A complex Lagrangian Grassmannian is the complex homogeneous manifold of Lagrangian subspaces of a complex symplectic vector space V of dimension 2n. It may be identified with the homogeneous space of complex dimension 1/2n(n + 1)

Sp(n)/U(n),

where Sp(n) is the compact symplectic group.

==As a homogeneous space==

To see that the Lagrangian Grassmannian Λ(n) can be identified with U(n)/O(n), note that $\mathbb{C}^n$ is a 2n-dimensional real vector space, with the imaginary part of its usual inner product making it into a symplectic vector space. The Lagrangian subspaces of $\mathbb{C}^n$ are then the real subspaces $L \subseteq \mathbb{C}^n$ of real dimension n on which the imaginary part of the inner product vanishes. An example is $\mathbb{R}^n \subseteq \mathbb{C}^n$. The unitary group U(n) acts transitively on the set of these subspaces, and the stabilizer of $\mathbb{R}^n$ is the orthogonal group $\mathrm{O}(n) \subseteq \mathrm{U}(n)$. It follows from the theory of homogeneous spaces that Λ(n) is isomorphic to U(n)/O(n) as a homogeneous space of U(n).

It is a compact manifold of dimension $n(n+1)/2$. It is a (real, nonsingular) projective algebraic variety. Given a Lagrangian subspace A, the set of Lagranigian subspaces complementary to A is affine. Given an arbitrary complementary subspace B, this affine space consists of the graphs of symmetric linear operators $u:B\to A$, $G(u) = \{b + u(b) | b\in B\}$. This is an affine space of dimension $n(n+1)/2$ since the dimensions of A and B are both n. Symmetry here means that the form $\omega(b,u(b'))$ is a symmetric form on B. Likewise, the tangent space at a lagrangian subspace A is the space of symmetric opeators $A\to A^*$.

From the fibration
$$1\to O(n)\to U(n)\to \Lambda(n)$$
the fundamental group may be inferred from the long exact homotopy sequence:
$$\pi_1(\Lambda(n)) = \mathbb Z.$$

==Topology==
The stable topology of the Lagrangian Grassmannian and complex Lagrangian Grassmannian is completely understood, as these spaces appear in the Bott periodicity theorem: $\Omega(\mathrm{Sp}/\mathrm U) \simeq \mathrm U/\mathrm O$, and $\Omega(\mathrm U/ \mathrm O) \simeq \mathbb{Z}\times \mathrm{BO}$ – they are thus exactly the homotopy groups of the stable orthogonal group, up to a shift in indexing (dimension).

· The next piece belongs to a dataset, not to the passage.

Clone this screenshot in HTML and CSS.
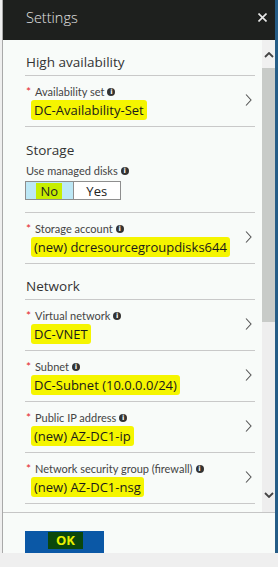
FILE: index.html
```html
<!DOCTYPE html>
<html lang="en">
<head>
  <meta charset="UTF-8">
  <meta name="viewport" content="width=device-width, initial-scale=1.0">
  <title>Settings</title>
  <link rel="stylesheet" href="styles.css">
</head>
<body>
  <div class="window">
    <div class="titlebar">
      <span class="title">Settings</span>
      <svg class="close" width="9" height="9" viewBox="0 0 9 9"><path d="M0.5 0.5 L8.5 8.5 M8.5 0.5 L0.5 8.5" stroke="#e8e8e8" stroke-width="1.6"/></svg>
    </div>

    <div class="main">
      <div class="content">

        <div class="section-title">High availability</div>
        <div class="item">
          <div class="item-text">
            <div class="label"><span class="req">*</span>Availability set <span class="info">i</span></div>
            <div class="value"><span class="mark">DC-Availability-Set</span></div>
          </div>
          <svg class="chev" width="7" height="12" viewBox="0 0 7 12"><path d="M1 0.5 L6 6 L1 11.5" stroke="#555" stroke-width="1.1" fill="none"/></svg>
        </div>

        <div class="group">
          <div class="section-title plain">Storage</div>
          <div class="label plain-label">Use managed disks <span class="info">i</span></div>
          <div class="toggle">
            <div class="seg on"><span class="mark-green">No</span></div>
            <div class="seg">Yes</div>
          </div>
        </div>
        <div class="item">
          <div class="item-text">
            <div class="label"><span class="req">*</span>Storage account <span class="info">i</span></div>
            <div class="value"><span class="mark">(new) dcresourcegroupdisks644</span></div>
          </div>
          <svg class="chev" width="7" height="12" viewBox="0 0 7 12"><path d="M1 0.5 L6 6 L1 11.5" stroke="#555" stroke-width="1.1" fill="none"/></svg>
        </div>

        <div class="section-title">Network</div>
        <div class="item">
          <div class="item-text">
            <div class="label"><span class="req">*</span>Virtual network <span class="info">i</span></div>
            <div class="value"><span class="mark">DC-VNET</span></div>
          </div>
          <svg class="chev" width="7" height="12" viewBox="0 0 7 12"><path d="M1 0.5 L6 6 L1 11.5" stroke="#555" stroke-width="1.1" fill="none"/></svg>
        </div>
        <div class="item">
          <div class="item-text">
            <div class="label"><span class="req">*</span>Subnet <span class="info">i</span></div>
            <div class="value"><span class="mark">DC-Subnet (10.0.0.0/24)</span></div>
          </div>
          <svg class="chev" width="7" height="12" viewBox="0 0 7 12"><path d="M1 0.5 L6 6 L1 11.5" stroke="#555" stroke-width="1.1" fill="none"/></svg>
        </div>
        <div class="item">
          <div class="item-text">
            <div class="label"><span class="req">*</span>Public IP address <span class="info">i</span></div>
            <div class="value"><span class="mark">(new) AZ-DC1-ip</span></div>
          </div>
          <svg class="chev" width="7" height="12" viewBox="0 0 7 12"><path d="M1 0.5 L6 6 L1 11.5" stroke="#555" stroke-width="1.1" fill="none"/></svg>
        </div>
        <div class="item">
          <div class="item-text">
            <div class="label"><span class="req">*</span>Network security group (firewall) <span class="info">i</span></div>
            <div class="value"><span class="mark">(new) AZ-DC1-nsg</span></div>
          </div>
          <svg class="chev" width="7" height="12" viewBox="0 0 7 12"><path d="M1 0.5 L6 6 L1 11.5" stroke="#555" stroke-width="1.1" fill="none"/></svg>
        </div>

      </div>
      <div class="scrollbar">
        <div class="sb-up">
          <svg width="10" height="6" viewBox="0 0 10 6"><path d="M1 5 L5 1 L9 5" stroke="#444" stroke-width="1.8" fill="none"/></svg>
        </div>
        <div class="sb-thumb"></div>
        <div class="sb-track">
          <svg width="10" height="6" viewBox="0 0 10 6"><path d="M1 1 L5 5 L9 1" stroke="#444" stroke-width="1.8" fill="none"/></svg>
        </div>
      </div>
    </div>

    <div class="footer">
      <button class="ok"><span class="mark-dark">OK</span></button>
    </div>
  </div>
  <div class="taskbar"></div>
</body>
</html>
```

FILE: styles.css
```css
body {
  margin: 0;
  background: #efefef;
  font-family: "Open Sans", "Noto Sans", sans-serif;
  color: #222;
}
.window {
  height: 553px;
  margin-left: 2px;
  border-left: 1px solid #a9a9a9;
  border-right: 3px solid #255d87;
  background: #f8fbf9;
  display: flex;
  flex-direction: column;
  overflow: hidden;
}
.titlebar {
  height: 40px;
  flex: none;
  box-sizing: border-box;
  background: #1e201e;
  display: flex;
  align-items: center;
  justify-content: space-between;
  padding: 0 8px 6px 23px;
  color: #e4e4e4;
}
.title {
  font-size: 14.5px;
  font-weight: 300;
}
.main {
  height: 472px;
  flex: none;
  display: flex;
  overflow: hidden;
}
.content {
  flex: 1;
  padding: 0 7px 0 22px;
}
.section-title {
  font-size: 13.5px;
  line-height: 20px;
  color: #333;
  padding: 12px 0 3px 1px;
  border-bottom: 1px solid #c9c9c9;
}
.section-title.plain {
  padding: 13px 0 0 1px;
  border-bottom: none;
}
.group {
  padding-bottom: 12px;
  border-bottom: 1px solid #c9c9c9;
}
.item {
  display: flex;
  align-items: center;
  padding: 8px 0 6px;
  border-bottom: 1px solid #c9c9c9;
}
.item-text {
  flex: 1;
}
.label {
  font-family: Lato, "Open Sans", sans-serif;
  font-size: 11px;
  line-height: 16px;
  color: #444;
  display: flex;
  align-items: center;
}
.plain-label {
  margin-top: 3px;
  padding-left: 1px;
}
.req {
  color: #e5262b;
  width: 10px;
  padding-left: 1px;
  box-sizing: border-box;
  font-size: 12px;
}
.info {
  display: inline-flex;
  align-items: center;
  justify-content: center;
  width: 8px;
  height: 8px;
  margin-left: 3px;
  border-radius: 50%;
  background: #333;
  color: #fff;
  font-size: 7px;
  font-weight: bold;
  line-height: 1;
  font-family: "DejaVu Sans", sans-serif;
}
.value {
  font-size: 13px;
  line-height: 20px;
  padding-left: 9px;
  color: #1a1a1a;
}
.mark {
  background: #f5f500;
  padding: 1px 3px;
  margin-left: -3px;
  border-radius: 3px;
}
.chev {
  margin: -4px 3px 0 0;
}
.toggle {
  display: flex;
  width: 96px;
  height: 19px;
  margin-top: 2px;
  box-sizing: border-box;
  border: 1px solid #8e8e8e;
  font-size: 13px;
}
.seg {
  flex: 1;
  display: flex;
  align-items: center;
  justify-content: center;
  background: #fff;
  color: #222;
}
.seg.on {
  background: #bde8f6;
  border-right: 1px solid #8e8e8e;
}
.mark-green {
  background: #c6ee00;
  padding: 0 4px;
  line-height: 16px;
}
.scrollbar {
  width: 13px;
  display: flex;
  flex-direction: column;
}
.sb-up {
  height: 28px;
  background: #f0f0f0;
  display: flex;
  align-items: center;
  justify-content: center;
  padding-top: 2px;
  box-sizing: border-box;
}
.sb-thumb {
  height: 254px;
  background: #c8cbc8;
}
.sb-track {
  flex: 1;
  background: #eeeeee;
  display: flex;
  align-items: flex-end;
  justify-content: center;
  padding-bottom: 14px;
}
.footer {
  flex: 1;
  border-top: 1px solid #c6c6c6;
  padding: 18px 0 0 22px;
}
.ok {
  width: 79px;
  height: 28px;
  border: none;
  padding: 1px 0 0;
  background: #0b58a6;
  display: flex;
  justify-content: center;
  align-items: flex-start;
  font-family: inherit;
}
.mark-dark {
  background: #0b470d;
  color: #e8f000;
  font-size: 13px;
  font-weight: bold;
  line-height: 17px;
  padding: 0 8px;
  margin-left: 2px;
}
.taskbar {
  height: 14px;
  background: #efefef;
}
```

In particular, the fundamental group of $U/O$ is infinite cyclic. Its first homology group is therefore also infinite cyclic, as is its first cohomology group, with a distinguished generator given by the square of the determinant of a unitary matrix, as a mapping to the unit circle. Arnold showed that this leads to a description of the Maslov index, introduced by V. P. Maslov.

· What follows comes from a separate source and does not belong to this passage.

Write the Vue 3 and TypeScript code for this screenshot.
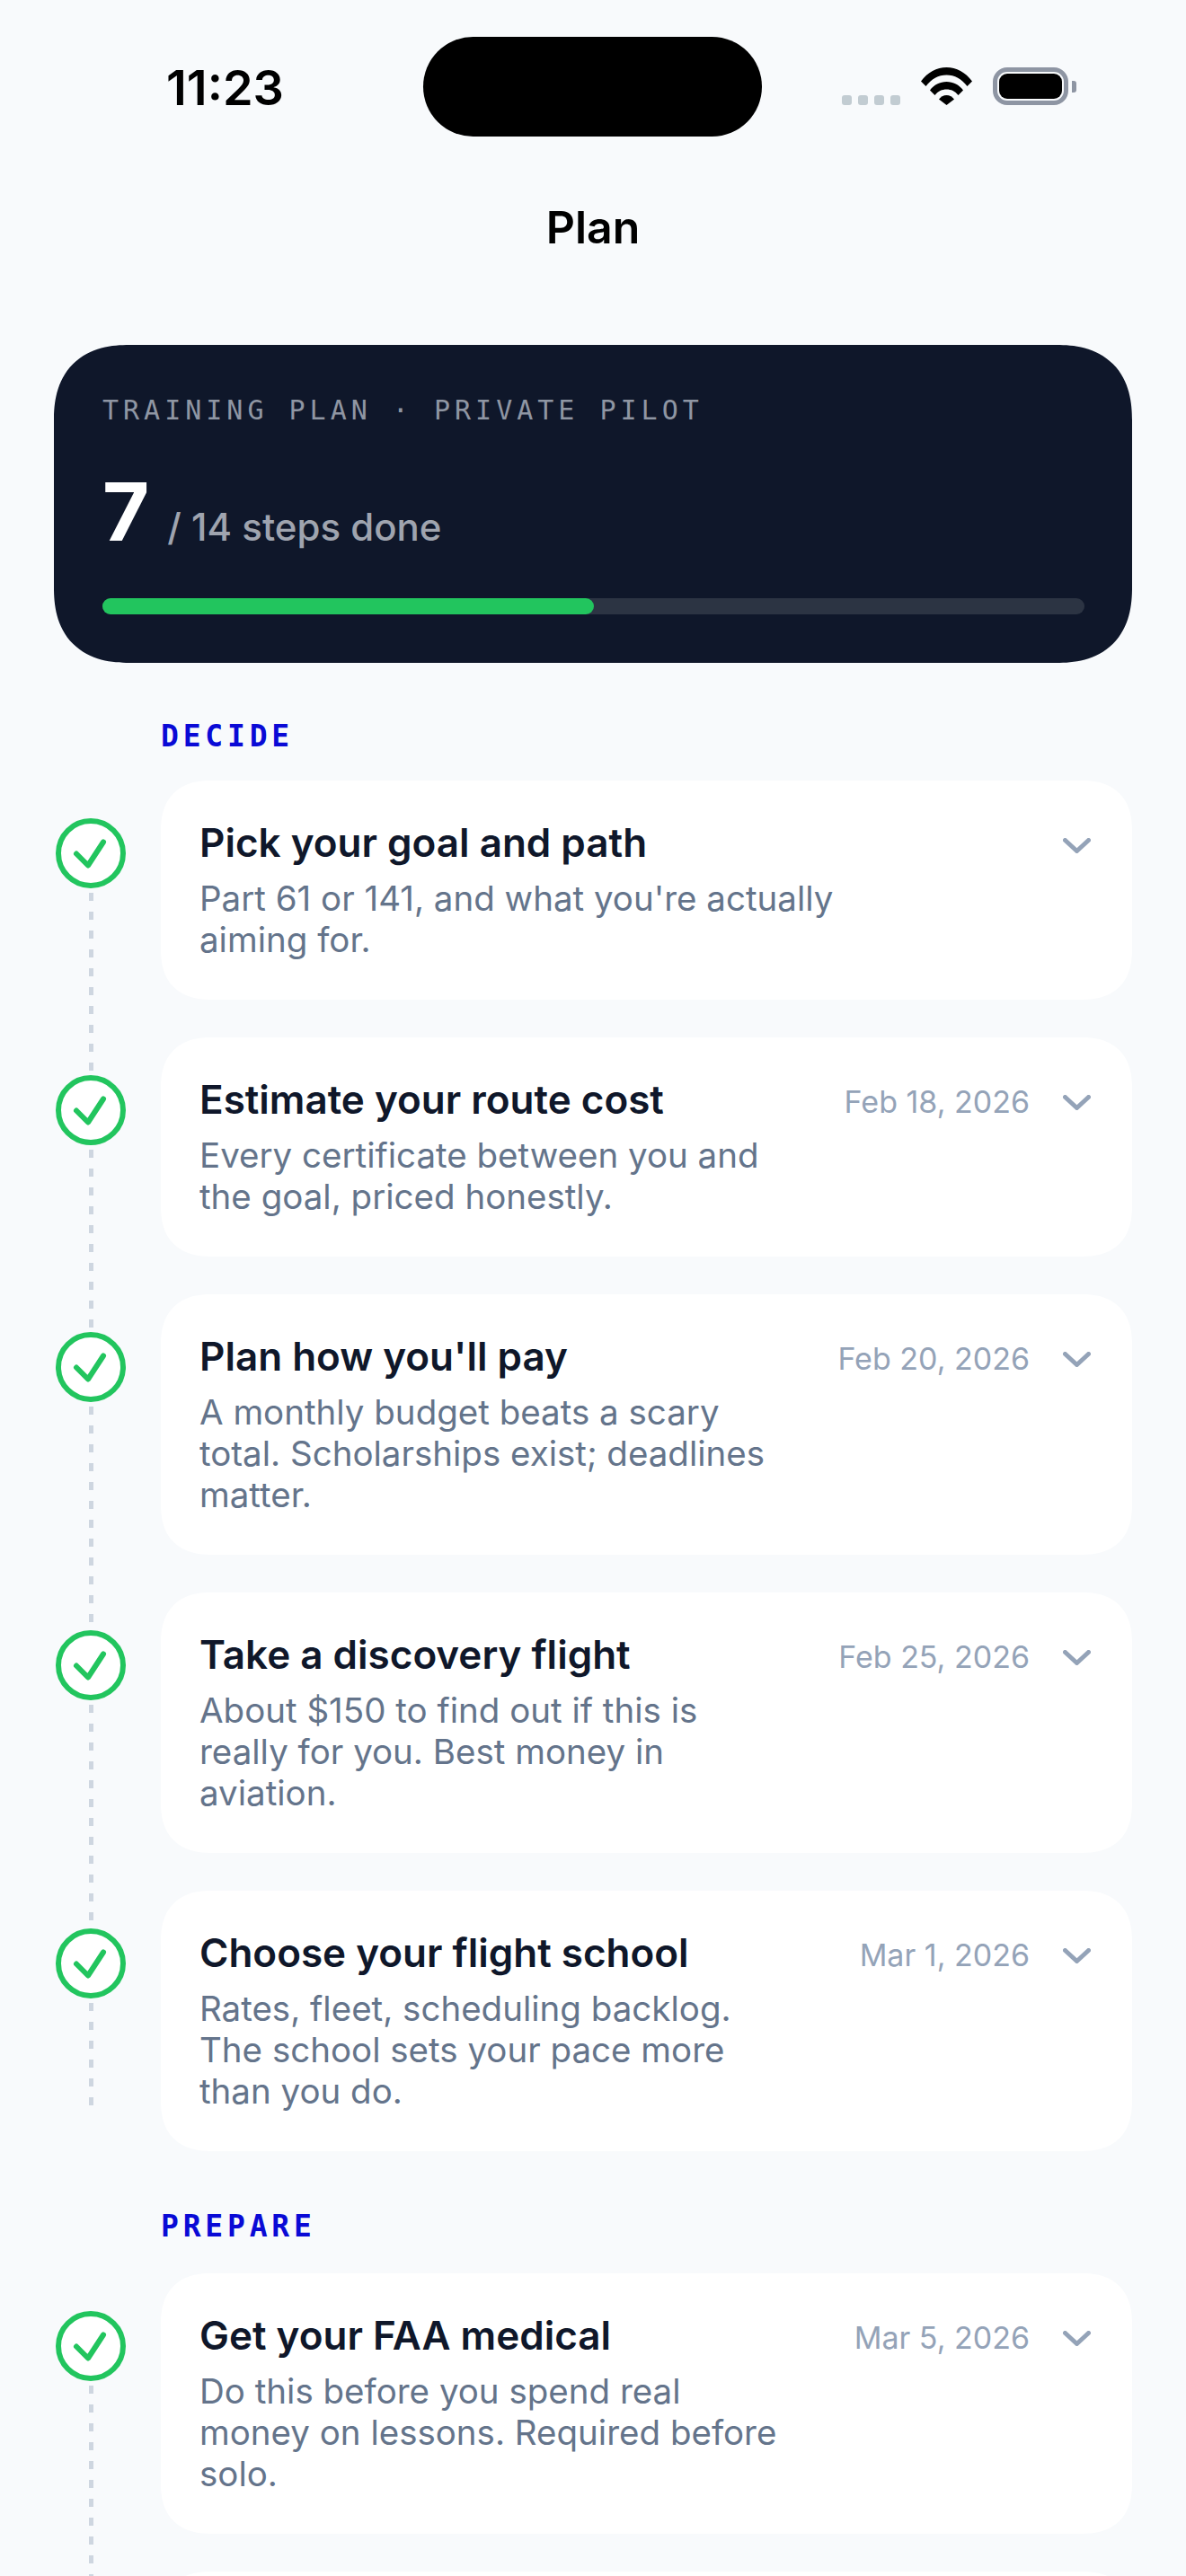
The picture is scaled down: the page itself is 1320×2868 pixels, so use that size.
<template>
  <div class="screen">
    <div class="status-bar">
      <span class="time">11:23</span>
      <div class="island"></div>
      <div class="status-right">
        <div class="signal">
          <span v-for="n in 4" :key="n" class="signal-dot"></span>
        </div>
        <svg class="wifi" width="57" height="42" viewBox="0 0 57 42">
          <path d="M0 15.500C7.500 5.500 17.500 0 28.500 0S49.500 5.500 57 15.500L51.500 21C45.500 13 37.500 8.500 28.500 8.500S11.500 13 5.500 21Z" fill="#000" />
          <path d="M10 25.500C14.500 19.500 21 16 28.500 16S42.500 19.500 47 25.500L41.500 31C38 26.500 33.500 24.500 28.500 24.500S19 26.500 15.500 31Z" fill="#000" />
          <path d="M20 35.500C22 33 25 31 28.500 31S35 33 37 35.500L28.500 42Z" fill="#000" />
        </svg>
        <div class="battery">
          <div class="battery-fill"></div>
          <div class="battery-nub"></div>
        </div>
      </div>
    </div>

    <div class="nav-title">Plan</div>

    <main class="content">
      <section class="summary">
        <div class="summary-label">TRAINING PLAN · PRIVATE PILOT</div>
        <div class="summary-count">
          <span class="count-num">{{ done }}</span>
          <span class="count-rest">/ {{ total }} steps done</span>
        </div>
        <div class="progress">
          <div class="progress-fill" :style="{ width: (done / total) * 100 + '%' }"></div>
        </div>
      </section>

      <section v-for="group in groups" :key="group.name" class="group" :class="{ 'group-closed': !group.peek }">
        <div class="group-label">{{ group.name }}</div>
        <div v-for="step in group.steps" :key="step.title" class="step">
          <div class="rail">
            <svg class="check" width="78" height="78" viewBox="0 0 78 78">
              <circle cx="39" cy="39" r="36" fill="#fff" stroke="#22c55e" stroke-width="6" />
              <path d="M23 39.500L36 52.500L53 26.500" fill="none" stroke="#22c55e" stroke-width="6" stroke-linecap="round" stroke-linejoin="round" />
            </svg>
            <div class="rail-line"></div>
          </div>
          <div class="card">
            <div class="card-body">
              <div class="card-title">{{ step.title }}</div>
              <div class="card-desc">
                <div v-for="line in step.lines" :key="line">{{ line }}</div>
              </div>
            </div>
            <span v-if="step.date" class="card-date">{{ step.date }}</span>
            <svg class="chevron" width="31" height="17" viewBox="0 0 31 17">
              <path d="M2.500 2.500L15.500 14.500L28.500 2.500" fill="none" stroke="#94a3b8" stroke-width="5" stroke-linecap="round" stroke-linejoin="round" />
            </svg>
          </div>
        </div>
        <div v-if="group.peek" class="step">
          <div class="rail"><div class="rail-line"></div></div>
          <div class="card card-peek"></div>
        </div>
      </section>
    </main>
  </div>
</template>

<script setup lang="ts">
interface Step {
  title: string;
  lines: string[];
  date?: string;
}

interface Group {
  name: string;
  steps: Step[];
  peek?: boolean;
}

const done = 7;
const total = 14;

const groups: Group[] = [
  {
    name: 'DECIDE',
    steps: [
      { title: 'Pick your goal and path', lines: ["Part 61 or 141, and what you're actually", 'aiming for.'] },
      { title: 'Estimate your route cost', lines: ['Every certificate between you and', 'the goal, priced honestly.'], date: 'Feb 18, 2026' },
      { title: "Plan how you'll pay", lines: ['A monthly budget beats a scary', 'total. Scholarships exist; deadlines', 'matter.'], date: 'Feb 20, 2026' },
      { title: 'Take a discovery flight', lines: ['About $150 to find out if this is', 'really for you. Best money in', 'aviation.'], date: 'Feb 25, 2026' },
      { title: 'Choose your flight school', lines: ['Rates, fleet, scheduling backlog.', 'The school sets your pace more', 'than you do.'], date: 'Mar 1, 2026' }
    ]
  },
  {
    name: 'PREPARE',
    peek: true,
    steps: [
      { title: 'Get your FAA medical', lines: ['Do this before you spend real', 'money on lessons. Required before', 'solo.'], date: 'Mar 5, 2026' }
    ]
  }
];
</script>

<style>
html,
body {
  margin: 0;
  background: #f8fafc;
}
</style>

<style scoped>
.screen {
  height: 2868px;
  overflow: hidden;
  background: #f8fafc;
  font-family: Inter, "Noto Sans", sans-serif;
}

.status-bar {
  display: flex;
  padding-top: 41px;
  height: 111px;
}

.time {
  width: 286px;
  padding-left: 185px;
  padding-top: 26px;
  font-size: 54px;
  font-weight: 600;
  line-height: 62px;
  color: #000;
}

.island {
  width: 377px;
  height: 111px;
  border-radius: 56px;
  background: #000;
}

.status-right {
  display: flex;
  align-items: flex-end;
  margin-left: 89px;
  height: 76px;
}

.signal {
  display: flex;
  gap: 7px;
  margin-right: 23px;
}

.signal-dot {
  width: 11px;
  height: 11px;
  border-radius: 3px;
  background: #c2ccd2;
}

.wifi {
  display: block;
  margin-right: 23px;
}

.battery {
  position: relative;
  width: 70px;
  height: 28px;
  padding: 2px;
  border: 5px solid #8e95a3;
  border-radius: 16px;
}

.battery-fill {
  height: 100%;
  border-radius: 9px;
  background: #000;
}

.battery-nub {
  position: absolute;
  top: 10px;
  right: -14px;
  width: 5px;
  height: 13px;
  border-radius: 0 3px 3px 0;
  background: #8e95a3;
}

.nav-title {
  height: 202px;
  line-height: 202px;
  margin-bottom: 30px;
  text-align: center;
  font-size: 50px;
  font-weight: 600;
  color: #000;
}

.content {
  padding: 0 60px;
}

.summary {
  box-sizing: border-box;
  height: 354px;
  padding: 55px 53px 0 54px;
  border-radius: 84px;
  corner-shape: superellipse(1.25);
  background: #0f172a;
}

.summary-label {
  font-family: "DejaVu Sans Mono", monospace;
  font-size: 30px;
  line-height: 36px;
  letter-spacing: 5px;
  color: #8f96a3;
}

.summary-count {
  display: flex;
  align-items: baseline;
  gap: 20px;
  margin-top: 40px;
}

.count-num {
  font-size: 90px;
  font-weight: 700;
  line-height: 109px;
  color: #fff;
}

.count-rest {
  font-size: 42px;
  font-weight: 500;
  color: #9fa4af;
}

.progress {
  height: 18px;
  margin-top: 42px;
  border-radius: 9px;
  background: #2c3443;
}

.progress-fill {
  height: 100%;
  border-radius: 9px;
  background: #22c55e;
}

.group-label {
  margin: 62px 0 29px 119px;
  font-family: "DejaVu Sans Mono", monospace;
  font-size: 33px;
  font-weight: 700;
  line-height: 40px;
  letter-spacing: 4.8px;
  color: #0a0ad6;
}

.group + .group .group-label {
  margin-top: 64px;
  margin-bottom: 32px;
}

.group {
  display: flex;
  flex-direction: column;
}

.step {
  display: grid;
  grid-template-columns: 80px 1fr;
  column-gap: 39px;
  padding-bottom: 42px;
}

.group-closed .step:last-child {
  padding-bottom: 0;
}

.rail {
  display: flex;
  flex-direction: column;
  align-items: center;
  margin-left: 2px;
  padding-top: 42px;
}

.check {
  display: block;
  flex-shrink: 0;
  margin-bottom: 5px;
}

.rail-line {
  flex: 1;
  width: 5px;
  margin-bottom: -79px;
  background: repeating-linear-gradient(to bottom, #ced6e0 0, #ced6e0 9px, transparent 9px, transparent 21px);
}

.group-closed .step:last-child .rail-line {
  margin-bottom: 46px;
}

.card {
  display: flex;
  align-items: flex-start;
  padding: 42px 28px 44px 43px;
  border-radius: 56px;
  corner-shape: superellipse(1.25);
  background: #fff;
}

.card-peek {
  height: 300px;
}

.card-body {
  flex: 1;
  min-width: 0;
}

.card-title {
  font-size: 44px;
  font-weight: 600;
  line-height: 54px;
  color: #0f172a;
}

.card-desc {
  margin-top: 12px;
  font-size: 38.500px;
  line-height: 46px;
  color: #64748b;
  white-space: nowrap;
}

.card-date {
  margin-top: 10px;
  font-size: 34px;
  line-height: 40px;
  color: #94a3b8;
  white-space: nowrap;
}

.chevron {
  display: block;
  flex-shrink: 0;
  margin: 22px 18px 0 37px;
}
</style>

For a Lagrangian submanifold M of V, in fact, there is a mapping

$M\to\Lambda(n)$

which classifies its tangent space at each point (cf. Gauss map). The Maslov index is the pullback via this mapping, in

$H^1(M, \mathbb{Z})$

of the distinguished generator of

$H^1(\Lambda(n), \mathbb{Z})$.

The Lagrangian Grassmannian is the Shilov boundary of the Siegel upper half space.

==Maslov index==

Given a fixed Lagrangian subspace $L$ in the Lagrangian Grassmannian $\Lambda$, the subset
$$M_L=\{V\in\Lambda \mid V\cap L\neq 0\}$$
is the Maslov cycle, a singular hypersurface in $\Lambda$. For a generic path of Lagrangian subspaces in $\Lambda$ whose endpoints are transverse to $L$, the Maslov index is the signed intersection number of the path with $M_L$. The Maslov index is invariant under homotopies of paths through Lagrangian subspaces, provided the endpoints remain transverse to the chosen reference Lagrangian $L$. For a loop, it depends only on the homotopy class of the loop and is independent of the choice of $L$.

The Maslov index is important in the study of caustics and semiclassical asymptotics. Roughly speaking, when a family of Lagrangian subspaces crosses the Maslov cycle, one encounters a caustic relative to the chosen reference Lagrangian $L$; in the theory of Fourier integral operators and the WKB approximation, such crossings produce phase corrections governed by the Maslov index.